As you might notice, the songplays table did surprise me at the end, forcing me to create a few workarounds.

In [29]:
song_path_list = Path('..') / 'data' / 'song_data'
songpp_instance = SongPreProcess(file_path=song_path_list)

artists_data, songs_data = songpp_instance.data_pipeline()

../data/song_data contains 71 .json files.


In [30]:
log_path_list = Path('..') / 'data' / 'log_data'
logpp_instance = LogPreProcess(file_path=log_path_list)

songsplays_help_df, time_data, users_data = logpp_instance.data_pipeline()

../data/log_data contains 30 .json files.


In [31]:
songplays_instance = SongPlaysPreProcess(artists_data, songs_data, songsplays_help_df)
songplays_data = songplays_instance.data_pipeline()

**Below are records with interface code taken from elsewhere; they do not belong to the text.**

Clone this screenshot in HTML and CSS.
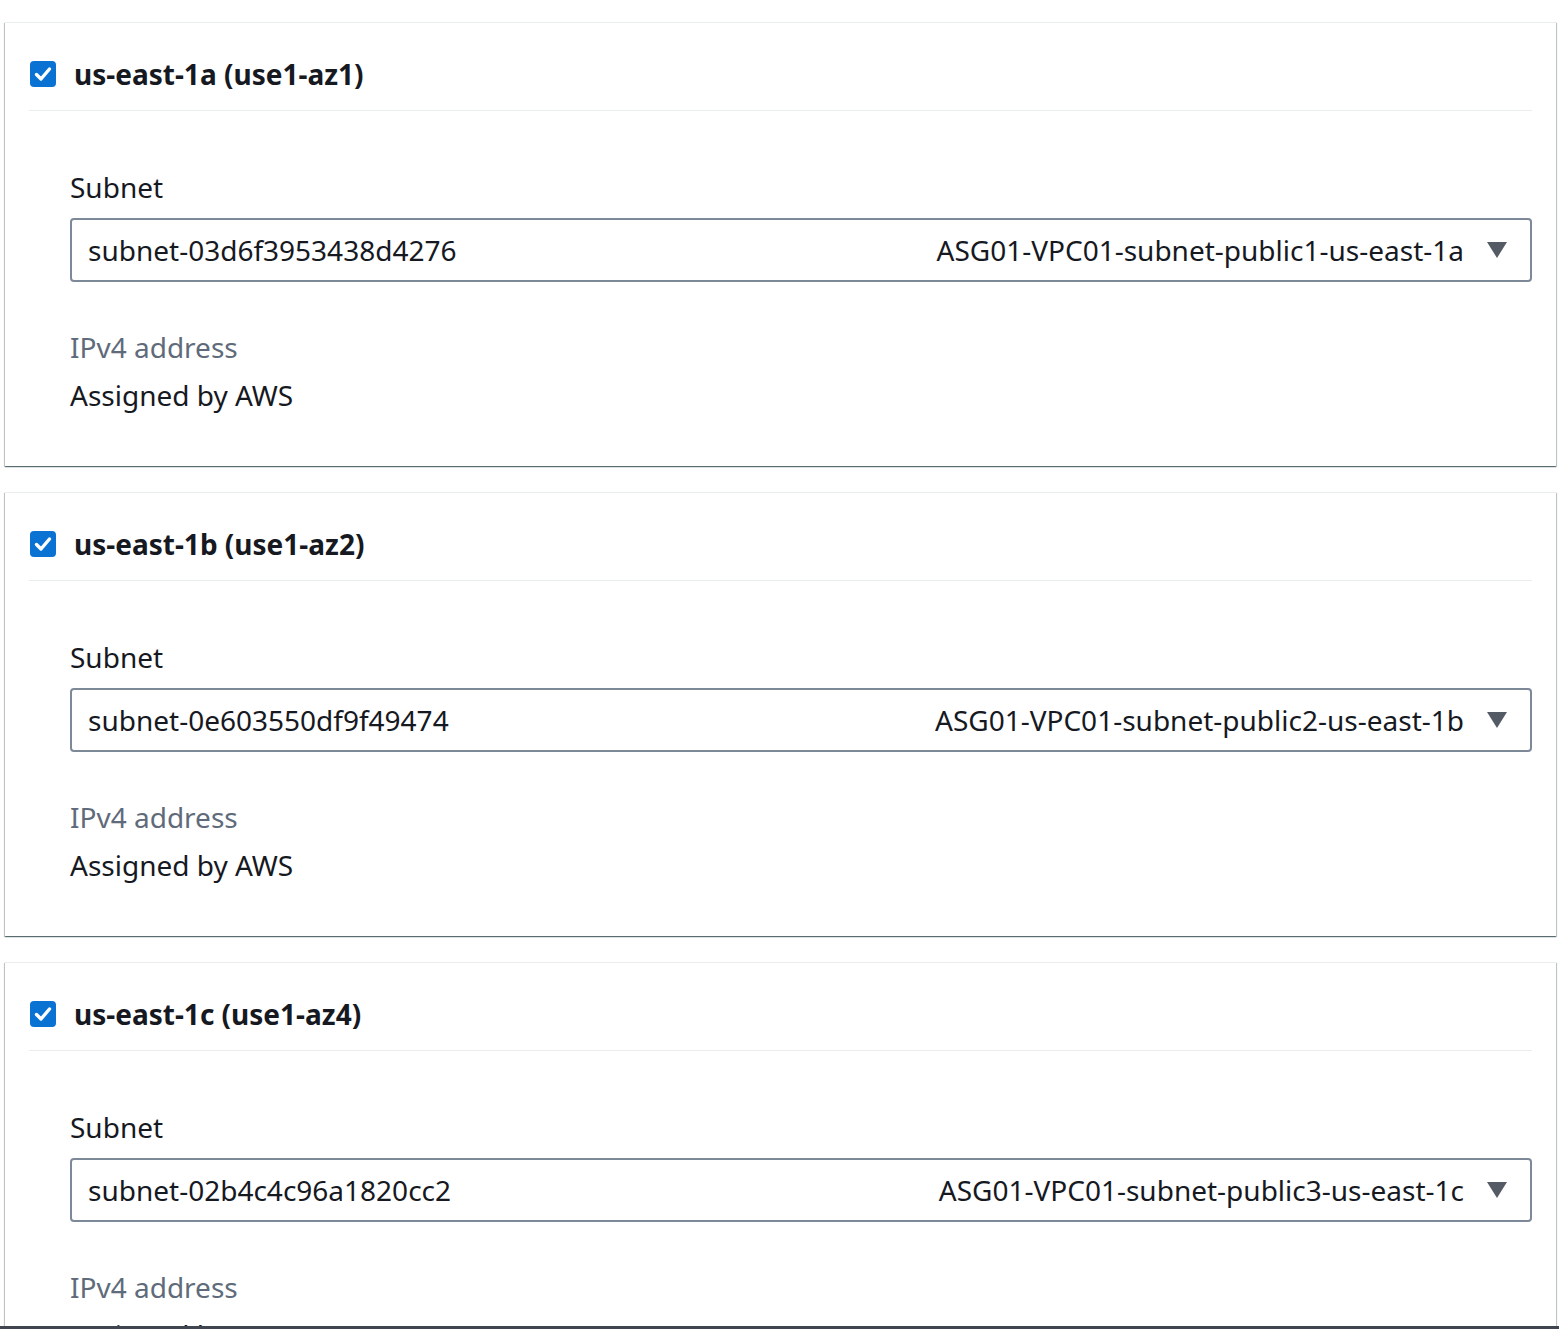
FILE: index.html
```html
<!DOCTYPE html>
<html lang="en">
<head>
<meta charset="utf-8">
<title>Subnets</title>
<link rel="stylesheet" href="styles.css">
</head>
<body>
<div class="list">
  <section class="card">
    <header class="card-head">
      <span class="checkbox"><svg viewBox="0 0 26 26" width="26" height="26"><polyline points="6.5,13.5 11,18 19.5,8" fill="none" stroke="#fff" stroke-width="3.4" stroke-linecap="round" stroke-linejoin="round"/></svg></span>
      <span class="az">us-east-1a (use1-az1)</span>
    </header>
    <div class="card-body">
      <div class="label">Subnet</div>
      <div class="select">
        <span class="sel-id">subnet-03d6f3953438d4276</span>
        <span class="sel-name">ASG01-VPC01-subnet-public1-us-east-1a</span>
        <svg class="caret" viewBox="0 0 20 16" width="20" height="16"><polygon points="0,0 20,0 10,16" fill="#545b64"/></svg>
      </div>
      <div class="sub-label">IPv4 address</div>
      <div class="value">Assigned by AWS</div>
    </div>
  </section>
  <section class="card">
    <header class="card-head">
      <span class="checkbox"><svg viewBox="0 0 26 26" width="26" height="26"><polyline points="6.5,13.5 11,18 19.5,8" fill="none" stroke="#fff" stroke-width="3.4" stroke-linecap="round" stroke-linejoin="round"/></svg></span>
      <span class="az">us-east-1b (use1-az2)</span>
    </header>
    <div class="card-body">
      <div class="label">Subnet</div>
      <div class="select">
        <span class="sel-id">subnet-0e603550df9f49474</span>
        <span class="sel-name">ASG01-VPC01-subnet-public2-us-east-1b</span>
        <svg class="caret" viewBox="0 0 20 16" width="20" height="16"><polygon points="0,0 20,0 10,16" fill="#545b64"/></svg>
      </div>
      <div class="sub-label">IPv4 address</div>
      <div class="value">Assigned by AWS</div>
    </div>
  </section>
  <section class="card">
    <header class="card-head">
      <span class="checkbox"><svg viewBox="0 0 26 26" width="26" height="26"><polyline points="6.5,13.5 11,18 19.5,8" fill="none" stroke="#fff" stroke-width="3.4" stroke-linecap="round" stroke-linejoin="round"/></svg></span>
      <span class="az">us-east-1c (use1-az4)</span>
    </header>
    <div class="card-body">
      <div class="label">Subnet</div>
      <div class="select">
        <span class="sel-id">subnet-02b4c4c96a1820cc2</span>
        <span class="sel-name">ASG01-VPC01-subnet-public3-us-east-1c</span>
        <svg class="caret" viewBox="0 0 20 16" width="20" height="16"><polygon points="0,0 20,0 10,16" fill="#545b64"/></svg>
      </div>
      <div class="sub-label">IPv4 address</div>
      <div class="value">Assigned by AWS</div>
    </div>
  </section>
</div>
<div class="footer-bar"></div>
</body>
</html>
```

FILE: styles.css
```css
html, body {
  margin: 0;
  padding: 0;
  background: #ffffff;
}
body {
  font-family: "Noto Sans", "Open Sans", sans-serif;
  font-size: 28px;
  line-height: 44px;
  color: #16191f;
}
.list {
  display: flex;
  flex-direction: column;
  gap: 26px;
  padding: 22px 3px 0 5px;
}
.card {
  background: #fff;
  border-top: 1px solid #eaeded;
  box-shadow: 0 1px 1px 0 rgba(0, 28, 36, 0.45),
              1px 1px 1px 0 rgba(0, 28, 36, 0.2),
              -1px 1px 1px 0 rgba(0, 28, 36, 0.2);
  padding: 0 24px 0 24px;
}
.card-head {
  display: flex;
  align-items: center;
  gap: 18px;
  padding: 29px 0 14px 1px;
  border-bottom: 1px solid #eaeded;
}
.checkbox {
  width: 26px;
  height: 26px;
  border-radius: 4px;
  background: #0972d3;
  display: flex;
  flex: none;
}
.az {
  font-weight: 700;
  color: #16191f;
}
.card-body {
  padding: 54px 0 49px 41px;
}
.label {
  color: #16191f;
  margin-bottom: 9px;
}
.select {
  display: flex;
  align-items: center;
  height: 60px;
  border: 2px solid #7d8998;
  border-radius: 4px;
  padding: 0 23px 0 16px;
  color: #16191f;
}
.sel-id {
  flex: 1;
}
.sel-name {
  margin-right: 23px;
}
.caret {
  flex: none;
}
.sub-label {
  color: #5f6b7a;
  margin-top: 43px;
  margin-bottom: 4px;
}
.value {
  color: #16191f;
}
.footer-bar {
  position: fixed;
  left: 0;
  right: 0;
  bottom: 0;
  height: 3px;
  background: #3f4650;
}
```
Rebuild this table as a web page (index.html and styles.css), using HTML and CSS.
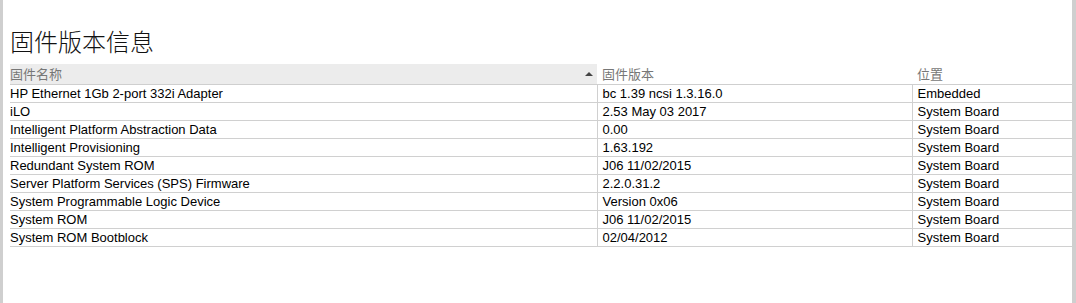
FILE: index.html
```html
<!DOCTYPE html>
<html lang="zh">
<head>
<meta charset="utf-8">
<title>固件版本信息</title>
<link rel="stylesheet" href="styles.css">
</head>
<body>
<div class="frame">
  <h1 class="title">固件版本信息</h1>
  <table class="fw">
    <thead>
      <tr>
        <th class="c1"><div class="sorthead"><span>固件名称</span><svg class="sort" width="8" height="5" viewBox="0 0 8 5"><polygon points="0,4 4,0 8,4" fill="#444"/></svg></div></th>
        <th class="c2">固件版本</th>
        <th class="c3">位置</th>
      </tr>
    </thead>
    <tbody>
      <tr><td class="c1">HP Ethernet 1Gb 2-port 332i Adapter</td><td class="c2">bc 1.39 ncsi 1.3.16.0</td><td class="c3">Embedded</td></tr>
      <tr><td class="c1">iLO</td><td class="c2">2.53 May 03 2017</td><td class="c3">System Board</td></tr>
      <tr><td class="c1">Intelligent Platform Abstraction Data</td><td class="c2">0.00</td><td class="c3">System Board</td></tr>
      <tr><td class="c1">Intelligent Provisioning</td><td class="c2">1.63.192</td><td class="c3">System Board</td></tr>
      <tr><td class="c1">Redundant System ROM</td><td class="c2">J06 11/02/2015</td><td class="c3">System Board</td></tr>
      <tr><td class="c1">Server Platform Services (SPS) Firmware</td><td class="c2">2.2.0.31.2</td><td class="c3">System Board</td></tr>
      <tr><td class="c1">System Programmable Logic Device</td><td class="c2">Version 0x06</td><td class="c3">System Board</td></tr>
      <tr><td class="c1">System ROM</td><td class="c2">J06 11/02/2015</td><td class="c3">System Board</td></tr>
      <tr><td class="c1">System ROM Bootblock</td><td class="c2">02/04/2012</td><td class="c3">System Board</td></tr>
    </tbody>
  </table>
</div>
</body>
</html>
```

FILE: styles.css
```css
html, body {
  margin: 0;
  padding: 0;
  height: 100%;
  background: #fff;
}
.frame {
  box-sizing: border-box;
  height: 303px;
  border-left: 3px solid #cfcfcf;
  border-right: 4px solid #cfcfcf;
  padding: 29px 0 0 7px;
  font-family: "Liberation Sans", "Noto Sans CJK SC", sans-serif;
}
.title {
  margin: 0 0 11px 0;
  height: 24px;
  line-height: 24px;
  font-size: 24px;
  font-weight: 300;
  color: #111;
  font-family: "Noto Sans CJK SC", sans-serif;
}
.fw {
  width: 1062px;
  border-collapse: collapse;
  table-layout: fixed;
  font-size: 13px;
}
.fw th, .fw td {
  padding: 0 0 0 5px;
  text-align: left;
  white-space: nowrap;
  overflow: hidden;
}
.fw th {
  height: 20px;
  font-weight: normal;
  color: #777;
  font-family: "Noto Sans CJK SC", sans-serif;
  font-size: 13px;
  line-height: 20px;
  border-bottom: 1px solid #cfcfcf;
  vertical-align: bottom;
}
.fw th.c1 {
  background: #ececec;
}
.fw td {
  height: 17px;
  line-height: 17px;
  color: #000;
  border-bottom: 1px solid #d0d0d0;
}
.fw .c1 { width: 587px; padding-left: 0; }
.fw .c2 { width: 310px; }
.fw td.c2, .fw td.c3 { border-left: 1px solid #d0d0d0; }
.sorthead {
  display: flex;
  align-items: center;
  justify-content: space-between;
  padding-right: 4px;
}
.sort { display: block; }
```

#### Insert the data into Postgres

In [32]:
data_list = [songplays_data, users_data, songs_data, artists_data, time_data]

In [33]:
for idx, (data, query) in enumerate(zip(data_list, insert_table_queries)):
    for row in data:
        try:
            cur.execute(query, row) 
        except psycopg2.Error as error:
            print(f"Psychog2 error @ file {idx} row {row}: {error} NOTE: this file will not be inserted.")

####  Example queries

In [34]:
activity_per_weekday = """
SELECT time.weekday
,    count(*) as n_songs_played
,    count(distinct sp.user_id) as n_unique_users
,    count(*) / count(distinct sp.user_id) as songs_per_user
,    count(*) / sum(count(*)) over () as perc_total_songs_played

FROM
    songplays as sp
    inner join time on time.start_time = sp.start_time
    
GROUP BY
    time.weekday
"""

In [35]:
try: 
    cur.execute(activity_per_weekday)    
except psycopg2.Error as e: 
    print(f"Error while executing the query: {e}")
else:
    row = cur.fetchone()
    while row:
        print(row)
        row = cur.fetchone()

(0, 1014, 59, 17, Decimal('0.14868035190615835777'))
(1, 1071, 57, 18, Decimal('0.15703812316715542522'))
(2, 1364, 60, 22, Decimal('0.20000000000000000000'))
(3, 1052, 56, 18, Decimal('0.15425219941348973607'))
(4, 1295, 63, 20, Decimal('0.18988269794721407625'))
(5, 628, 45, 13, Decimal('0.09208211143695014663'))
(6, 396, 39, 10, Decimal('0.05806451612903225806'))


In [36]:
activity_per_level = """
SELECT level
,    count(*) as n_songs_played
,    count(distinct user_id) as n_unique_users
,    count(*) / count(distinct user_id) as songs_per_user
,    count(*) / sum(count(*)) over () as perc_level

FROM
    songplays as sp
    
GROUP BY
    level
"""

In [37]:
try: 
    cur.execute(activity_per_level)    
except psycopg2.Error as e: 
    print(f"Error while executing the query: {e}")
else:
    row = cur.fetchone()
    while row:
        print(row)
        row = cur.fetchone()

('free', 1229, 82, 14, Decimal('0.18020527859237536657'))
('paid', 5591, 22, 254, Decimal('0.81979472140762463343'))


In [38]:
activity_per_gender = """
SELECT users.gender
,    count(*) as n_songs_played
,    count(distinct sp.user_id) as n_unique_users
,    count(*) / sum(count(*)) over () as perc_songs_played

FROM
    songplays as sp
    inner join users on users.user_id = sp.user_id
    
GROUP BY
    users.gender
"""

In [39]:
try: 
    cur.execute(activity_per_gender)    
except psycopg2.Error as e: 
    print(f"Error while executing the query: {e}")
else:
    row = cur.fetchone()
    while row:
        print(row)
        row = cur.fetchone()

('F', 4887, 55, Decimal('0.71656891495601173021'))
('M', 1933, 41, Decimal('0.28343108504398826979'))


#### Close the cursor and connection

In [25]:
cur.close()
conn.close()

#### Next Steps
Next you may run the two scripts in /scripts.